Why I love the social media

    Social Media, Podium, Laila Tyabji, Facebook, Twitter, NewsMobile, Mobile, India
    Why I love the social media

    At dinner recently, some of Delhi’s wisest and wittiest were discussing Facebook. Mostly bashing it for its superficiality: its pouting selfies, pseudo-Rumi quotes and corny jokes; the cute doggie pictures and endless holiday snapshots, the feel-good quizzes that link you to Cleopatra or Marilyn Monroe and tell you how brilliant and beautiful you are, the illusion of everyone living a lovely life happily ever after…. They also decried the futility of the alternative minority who relentlessly agonise over and “share” every negative and gloomy news and analysis from the comfort of their armchairs, without doing anything more about it. Those of us (like me) who are regular Facebookers put up a feeble defence but were mostly drowned out.

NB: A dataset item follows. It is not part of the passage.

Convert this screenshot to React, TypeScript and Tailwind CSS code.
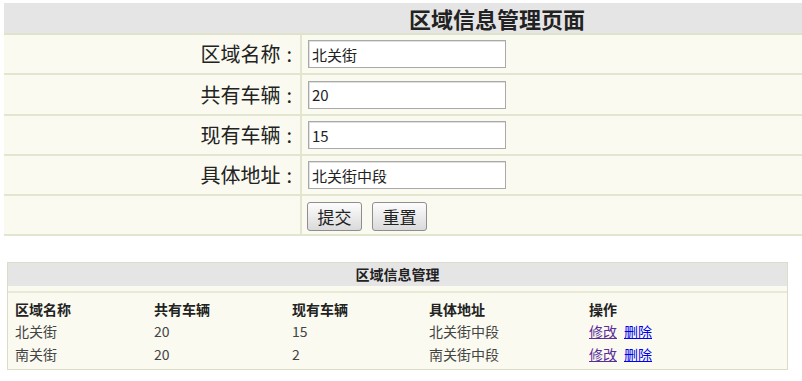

    I’ve been on FB for almost 10 years now, and though I’ve had moments of boredom and satiation, I mostly enjoy it enormously. I find it a great space to share news and views, read a varied assortment of different articles that I otherwise probably wouldn’t see, hear about exhibitions, events and books I’ve missed, keep in touch with people I otherwise don’t meet, ask advice on everything from electronics to old school friends addresses – and of course find a free audience to vent on whatever is on my mind.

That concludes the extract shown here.